Dans la nuit du 12 au 13 juillet 2012, le journaliste Jacques Bessala Manga est victime d'une violente agression à Yaoundé. Après avoir été interné à l'hôpital de la CNPS, il décède finalement le 27 juillet 2012. Quelques jours avant son agression, le journaliste avait été limogé du quotidien Le Jour, alors que l'activité épistolaire de Marafa Hamidou Yaya battait son plein. Suffisant pour qu'un doigt accusateur soit pointé sur le directeur de la publication du quotidien Le Jour, qui avait pourtant publié une mise au point dégageant sa responsabilité sur le décès de son ex-employé. Comme argument, il était relevé que Jacques Bessala Manga continuait de travailler pour Haman Mana dans les Editions du Schabel, preuve que leurs rapports étaient restés sains. D'aucuns parlaient de connexions entre le défunt et les milieux du renseignement qui auraient viré au drame.
Prudence
Tous ces cas que nous avons évoqués concernent des journalistes qui ont longtemps servi dans la presse à capitaux privés, excepté M. Charles Ateba Eyene. Il était fonctionnaire en service au Ministère des Arts et de la Culture et membre suppléant du comité central du Rdpc, en plus d'être un auteur prolifique. Mais au quotidien, il était plus proche de la presse à capitaux privés qui se faisait largement l'écho de ses prises de position tout en relayant abondamment le contenu de ses livres. La majorité de ses amis journalistes se recrutaient au sein des médias privés locaux. Ce ne sont pas seulement les journalistes de la presse à capitaux privés qui décèdent. Ceux du public n'échappent guère aux affres de la grande faucheuse.

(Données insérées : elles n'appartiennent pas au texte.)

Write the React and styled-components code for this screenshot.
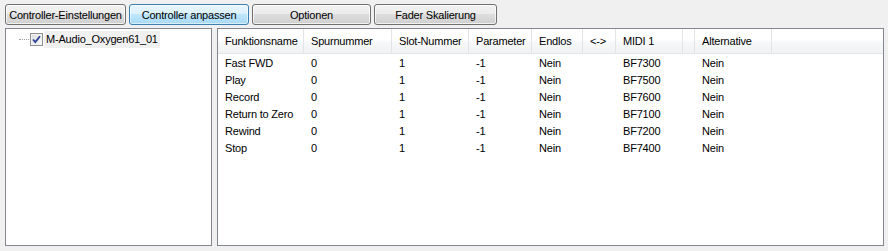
import React from "react";
import styled, { createGlobalStyle } from "styled-components";

const GlobalStyle = createGlobalStyle`
    html, body {
        margin: 0;
        padding: 0;
        background: #f0f0f0;
    }
    body {
        font-family: "Liberation Sans", Arial, sans-serif;
        font-size: 11px;
        letter-spacing: -0.2px;
        color: #000;
    }
`;

const columns = [
    { key: "name", title: "Funktionsname", width: 86 },
    { key: "spur", title: "Spurnummer", width: 88 },
    { key: "slot", title: "Slot-Nummer", width: 77 },
    { key: "param", title: "Parameter", width: 63 },
    { key: "endlos", title: "Endlos", width: 51 },
    { key: "arrow", title: "<->", width: 33 },
    { key: "midi", title: "MIDI 1", width: 67 },
    { key: "blank", title: "", width: 12 },
    { key: "alt", title: "Alternative", width: 77 },
];

const rows = [
    { name: "Fast FWD", midi: "BF7300" },
    { name: "Play", midi: "BF7500" },
    { name: "Record", midi: "BF7600" },
    { name: "Return to Zero", midi: "BF7100" },
    { name: "Rewind", midi: "BF7200" },
    { name: "Stop", midi: "BF7400" },
].map((r) => ({
    ...r,
    spur: "0",
    slot: "1",
    param: "-1",
    endlos: "Nein",
    arrow: "",
    blank: "",
    alt: "Nein",
}));

const buttons = [
    { label: "Controller-Einstellungen", width: 121 },
    { label: "Controller anpassen", width: 120, active: true },
    { label: "Optionen", width: 119 },
    { label: "Fader Skalierung", width: 123 },
];

const CheckMark = () => (
    <svg width="9" height="9" viewBox="0 0 9 9">
        <path d="M1 4.5 L3.3 7 L8 1.2" fill="none" stroke="#2a3f8f" strokeWidth="1.8" />
    </svg>
);

const App = () => {
    return (
        <>
            <GlobalStyle />
            <Window>
                <Toolbar>
                    {buttons.map((b) => (
                        <Button key={b.label} $width={b.width} $active={b.active}>
                            {b.label}
                        </Button>
                    ))}
                </Toolbar>
                <Content>
                    <TreePanel>
                        <TreeItem>
                            <TreeLine />
                            <CheckBox>
                                <CheckMark />
                            </CheckBox>
                            <TreeLabel>M-Audio_Oxygen61_01</TreeLabel>
                        </TreeItem>
                    </TreePanel>
                    <ListPanel>
                        <HeaderRow>
                            {columns.map((c) => (
                                <HeaderCell key={c.key} $width={c.width}>
                                    {c.title}
                                </HeaderCell>
                            ))}
                            <HeaderFill />
                        </HeaderRow>
                        {rows.map((r) => (
                            <DataRow key={r.name}>
                                {columns.map((c) => (
                                    <DataCell key={c.key} $width={c.width}>
                                        {r[c.key]}
                                    </DataCell>
                                ))}
                            </DataRow>
                        ))}
                    </ListPanel>
                </Content>
            </Window>
        </>
    );
};

export default App;

const Window = styled.div`
    width: 888px;
    height: 251px;
    box-sizing: border-box;
    padding: 4px 4px 5px 5px;
    display: flex;
    flex-direction: column;
    gap: 3px;
    overflow: hidden;
`;

const Toolbar = styled.div`
    display: flex;
    gap: 3px;
    height: 21px;
`;

const Button = styled.div`
    width: ${(p) => p.$width}px;
    box-sizing: border-box;
    height: 21px;
    border: 1px solid ${(p) => (p.$active ? "#3c7fb1" : "#707070")};
    border-radius: 3px;
    background: ${(p) =>
        p.$active
            ? "linear-gradient(to bottom, #eaf6fd 0%, #d9f0fc 50%, #bee6fd 50%, #a7d9f5 100%)"
            : "linear-gradient(to bottom, #f2f2f2 0%, #ebebeb 50%, #dddddd 50%, #cfcfcf 100%)"};
    box-shadow: inset 0 0 0 1px ${(p) => (p.$active ? "rgba(255,255,255,0.55)" : "rgba(255,255,255,0.7)")};
    display: flex;
    align-items: center;
    justify-content: center;
    font-size: 11px;
    color: #000;
    white-space: nowrap;
`;

const Content = styled.div`
    flex: 1;
    display: flex;
    gap: 5px;
    min-height: 0;
`;

const TreePanel = styled.div`
    width: 207px;
    box-sizing: border-box;
    border: 1px solid #828790;
    background: #fff;
    padding: 2px 0 0 13px;
`;

const TreeItem = styled.div`
    display: flex;
    align-items: center;
    height: 17px;
`;

const TreeLine = styled.div`
    width: 10px;
    height: 0;
    border-top: 1px dotted #a0a0a0;
    margin-right: 1px;
`;

const CheckBox = styled.div`
    width: 13px;
    height: 13px;
    box-sizing: border-box;
    border: 1px solid #8e8f8f;
    background: linear-gradient(135deg, #dcdcdc 0%, #fbfbfb 100%);
    box-shadow: inset 0 0 0 1px #f4f4f4;
    display: flex;
    align-items: center;
    justify-content: center;
    margin-right: 1px;
`;

const TreeLabel = styled.div`
    background: #f0f0f0;
    height: 17px;
    line-height: 17px;
    padding: 0 2px;
    white-space: nowrap;
`;

const ListPanel = styled.div`
    flex: 1;
    box-sizing: border-box;
    border: 1px solid #828790;
    background: #fff;
    overflow: hidden;
`;

const HeaderRow = styled.div`
    display: flex;
    height: 24px;
    border-bottom: 1px solid #e5e5e5;
    background: linear-gradient(to bottom, #ffffff 0%, #ffffff 45%, #f7f8fa 55%, #f1f2f4 100%);
`;

const HeaderCell = styled.div`
    width: ${(p) => p.$width}px;
    flex: none;
    box-sizing: border-box;
    padding-left: 7px;
    border-right: 1px solid #e3e4e6;
    display: flex;
    align-items: center;
    white-space: nowrap;
    color: #000;
`;

const HeaderFill = styled.div`
    flex: 1;
`;

const DataRow = styled.div`
    display: flex;
    height: 17px;
    align-items: center;
`;

const DataCell = styled.div`
    width: ${(p) => p.$width}px;
    flex: none;
    box-sizing: border-box;
    padding-left: 7px;
    white-space: nowrap;
`;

Au moment où nous écrivions ces lignes, notre confrère Joseph Marcel Ndi (ancien rédacteur en chef de Radio Cameroun) vient de décéder, alors que l'image de Ndzinga Amougou, journaliste à Cameroon Tribune jusqu'au jour de son décès, est encore vivace dans nos mémoires.
Les avis de décès indiquent donc que des journalistes de tous les bords professionnels décèdent. Mais la plupart des polémiques qui entourent les décès des hommes de médias ne concernent que ceux de la presse à capitaux privés. Ceux du public n'échappent certainement pas aux suspicions qui entourent les décès dans nos villages, où la mort a toujours une origine criminelle ou sorcière. Qu'est-ce qui justifie ces controverses cycliques autour des disparitions des journalistes de la presse privée? D'aucuns estiment que ceux qui ne brillent pas par la complaisance sont susceptibles d'être suppliciés par quelque moyen que ce soit. Et que les dénonciations ne sont pas toujours bien accueillies dans certains cercles du pouvoir dont la vengeance est aveugle et impitoyable. Cela peut être vrai, surtout que les «enquêtes ouvertes» dans certains cas, restent presque toujours lettre morte. Mais il faut être prudent et prendre du recul avant toute prise de position, pour ne pas succomber à la manipulation et au sensationnalisme primesautier.